I see. When using pad=0, I'd say the problem comes from the definition of SpatialConvFistaL1, line 118 in my demo code, 4th and 5th parameters. Now they are given the size of the input (W H), which is used to compute the weight for the loss layer. But instead you should replace those values with the size you want for the output, so that the loss weights have the right size.
Let me know if you get it to work.

[gxyEPFL]

@viorik hi again, I tried to change the input of the decoder to (32,72) in my case. the 4th and 5th parameter of SpatialConvFistaL1, it's still size mismatch problem:
/unsupgpu/FistaL1.lua:116: bad argument #1. Sorry...

[viorik]

Yes, several things probably need to be changed there. Did you un-pad the targets to have the reduced size? Targets should not have the same size as input.
I see two options: either you look carefully into the code to understand better how it works and how lua/torch works in general (this was my first project in lua actually), or the hacky solution: add Narrow layer on the feature maps to keep only the central part, i.e. you would have to use Narrow twice, once to crop out the undesired columns, then the undesired rows, or the other way around.

[gxyEPFL]

@viorik , I am terribly sorry. I may misunderstand at the beginning.

Targets should not have the same size as input?

why? Could you explain a little bit, thanks
For autoencoder, it's like (enocder input(38,78), encoder output(32,72)) => (decoder input(32, 72), decoder output(38, 78)) ?
[https://github.com/koraykv/unsup/blob/master/AutoEncoder.lua] code line 36-44,

I once thought the input and target in unsupgpu is just the same, that's so called antoencoder...
And i run the demo code, when training model, load the dataset, the input and target are the same...

[viorik]

Sorry, maybe it was not correct what I said.
The output of the encoder is smaller than the input because you perform convolution without padding.

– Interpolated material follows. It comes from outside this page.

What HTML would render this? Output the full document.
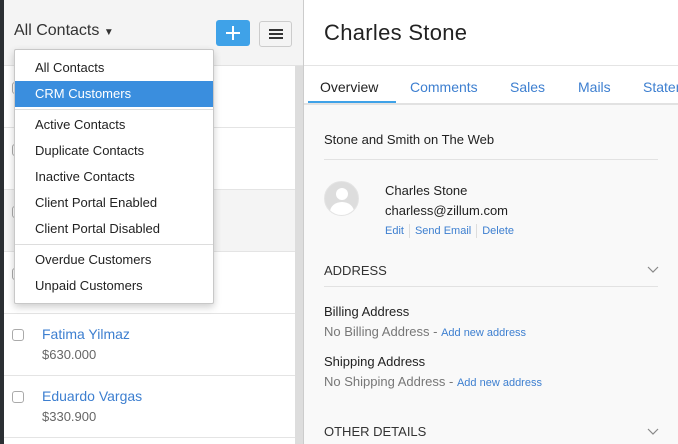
<!DOCTYPE html>
<html><head><meta charset="utf-8"><style>
*{box-sizing:border-box;margin:0;padding:0}
body{width:678px;height:444px;overflow:hidden;font-family:"Liberation Sans",sans-serif;background:#fff;position:relative;color:#222}
.abs{position:absolute}
.strip{left:0;top:0;width:4px;height:444px;background:#2b2f33}
.lefthead{left:4px;top:0;width:299px;height:66px;background:#f4f4f4;border-bottom:1px solid #e2e2e2}
.row{position:absolute;left:4px;width:291px;height:62px;border-bottom:1px solid #e4e4e4;background:#fff}
.cb{position:absolute;left:8px;width:12px;height:12px;border:1px solid #aaa;border-radius:3px;background:#fff}
.scroll{left:295px;top:66px;width:8px;height:378px;background:#ddd}
.vline{left:303px;top:0;width:1px;height:444px;background:#ccc}
.right{left:304px;top:0;width:374px;height:444px;background:#f9f9f9}
.rhead{left:304px;top:0;width:374px;height:66px;background:#fff;border-bottom:1px solid #e4e4e4}
.tabs{left:304px;top:66px;width:374px;height:39px;background:#fff;border-bottom:2px solid #e2e2e2;overflow:hidden;white-space:nowrap}
.tab{position:absolute;top:13px;font-size:14px;color:#3d7fd0}
.dd{left:14px;top:49px;width:200px;height:255px;background:#fff;border:1px solid #c8c8c8;border-radius:2px;box-shadow:0 3px 8px rgba(0,0,0,.2)}
.it{position:absolute;left:0;width:198px;height:26px;padding-left:20px;font-size:13px;line-height:26px;color:#222}
.sep{position:absolute;left:0;width:198px;height:1px;background:#ddd}
.link{color:#3d7fd0}
.bar{display:inline-block;width:1px;height:14px;background:#ddd;vertical-align:middle;margin:0 5px}
</style></head><body>
<div class="abs strip"></div>
<div class="abs lefthead"></div>
<div class="abs" style="left:14px;top:22px;font-size:16px;color:#333">All Contacts <span style="font-size:10px">▼</span></div>
<div class="abs" style="left:216px;top:20px;width:34px;height:26px;background:#3fa2e8;border-radius:3px">
<svg width="34" height="26" style="position:absolute;left:0;top:0"><path d="M17 6V20M10 13H24" stroke="#fff" stroke-width="2"/></svg></div>
<div class="abs" style="left:259px;top:21px;width:33px;height:26px;border:1px solid #ccc;border-radius:3px;background:#f4f4f4"><div style="position:absolute;left:9px;top:7px;width:14px;height:2px;background:#333;box-shadow:0 4px 0 #333,0 8px 0 #333"></div></div>

<div class="row" style="top:66px"><div class="cb" style="top:16px"></div></div>
<div class="row" style="top:128px"><div class="cb" style="top:16px"></div></div>
<div class="row" style="top:190px;background:#f4f4f4"><div class="cb" style="top:16px"></div></div>
<div class="row" style="top:252px"><div class="cb" style="top:16px"></div></div>
<div class="row" style="top:314px"><div class="cb" style="top:15px"></div>
<div class="abs" style="left:38px;top:12px;font-size:14px;color:#3d7fd0">Fatima Yilmaz</div>
<div class="abs" style="left:38px;top:33px;font-size:13px;color:#666">$630.000</div></div>
<div class="row" style="top:376px"><div class="cb" style="top:15px"></div>
<div class="abs" style="left:38px;top:12px;font-size:14px;color:#3d7fd0">Eduardo Vargas</div>
<div class="abs" style="left:38px;top:33px;font-size:13px;color:#666">$330.900</div></div>
<div class="abs scroll"></div>
<div class="abs vline"></div>

<div class="abs right"></div>
<div class="abs rhead"></div>
<div class="abs" style="left:324px;top:20px;font-size:22px;color:#222;letter-spacing:0.3px">Charles Stone</div>
<div class="abs tabs">
<div class="tab" style="left:16px;color:#222">Overview</div>
<div style="position:absolute;left:4px;top:35px;width:88px;height:3px;background:#3fa2e8"></div>
<div class="tab" style="left:106px">Comments</div>
<div class="tab" style="left:206px">Sales</div>
<div class="tab" style="left:274px">Mails</div>
<div class="tab" style="left:339px">Statements</div>
</div>
<div class="abs" style="left:324px;top:132px;font-size:13px">Stone and Smith on The Web</div>
<div class="abs" style="left:324px;top:159px;width:334px;height:1px;background:#e2e2e2"></div>
<div class="abs" style="left:324px;top:181px;width:35px;height:35px;border-radius:50%;background:#ddd;overflow:hidden;border:1px solid #e4e4e4">
<div style="position:absolute;left:11px;top:6px;width:12px;height:12px;border-radius:50%;background:#fff"></div>
<div style="position:absolute;left:5px;top:20px;width:24px;height:20px;border-radius:50%;background:#fff"></div></div>
<div class="abs" style="left:385px;top:183px;font-size:13px">Charles Stone</div>
<div class="abs" style="left:385px;top:203px;font-size:13px">charless@zillum.com</div>
<div class="abs" style="left:385px;top:224px;font-size:11px;color:#3d7fd0;white-space:nowrap">Edit<span class="bar"></span>Send Email<span class="bar"></span>Delete</div>
<div class="abs" style="left:324px;top:263px;font-size:13px;color:#333">ADDRESS</div>
<svg class="abs" style="left:647px;top:266px" width="12" height="8"><path d="M1 1L6 6L11 1" stroke="#888" fill="none" stroke-width="1.2"/></svg>
<div class="abs" style="left:324px;top:286px;width:334px;height:1px;background:#e2e2e2"></div>
<div class="abs" style="left:324px;top:304px;font-size:13px">Billing Address</div>
<div class="abs" style="left:324px;top:324px;font-size:13px;color:#777">No Billing Address - <span class="link" style="font-size:11px">Add new address</span></div>
<div class="abs" style="left:324px;top:354px;font-size:13px">Shipping Address</div>
<div class="abs" style="left:324px;top:374px;font-size:13px;color:#777">No Shipping Address - <span class="link" style="font-size:11px">Add new address</span></div>
<div class="abs" style="left:324px;top:424px;font-size:13px;color:#333">OTHER DETAILS</div>
<svg class="abs" style="left:647px;top:428px" width="12" height="8"><path d="M1 1L6 6L11 1" stroke="#888" fill="none" stroke-width="1.2"/></svg>

<div class="abs dd">
<div class="it" style="top:5px">All Contacts</div>
<div class="it" style="top:31px;background:#3a8ede;color:#fff;height:26px">CRM Customers</div>
<div class="sep" style="top:59px"></div>
<div class="it" style="top:62px">Active Contacts</div>
<div class="it" style="top:88px">Duplicate Contacts</div>
<div class="it" style="top:114px">Inactive Contacts</div>
<div class="it" style="top:140px">Client Portal Enabled</div>
<div class="it" style="top:166px">Client Portal Disabled</div>
<div class="sep" style="top:194px"></div>
<div class="it" style="top:197px">Overdue Customers</div>
<div class="it" style="top:223px">Unpaid Customers</div>
</div>
</body></html>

In my mind, since the decoder is only a conv layer, I didn't see how the size of the feature maps could increase to get back to the original size, hence I thought that you would have to crop the output. But probably there is padding done somehow there.
An autoencoder reconstructs its input yes, but there can be small dimension variations due to padding or such...

[gxyEPFL]

@viorik , good afternoon~~ could you kindly tell me in FistaL1.lua line 118, the vriable self.code, where is the place the size setted ?

[viorik]

@gxyEPFL self.code is resized in SpatialConvFistaL1, lines 43-47. In that file you first create the object FistaL1 through parent.__init, which declares self.code at line 118 as you observed.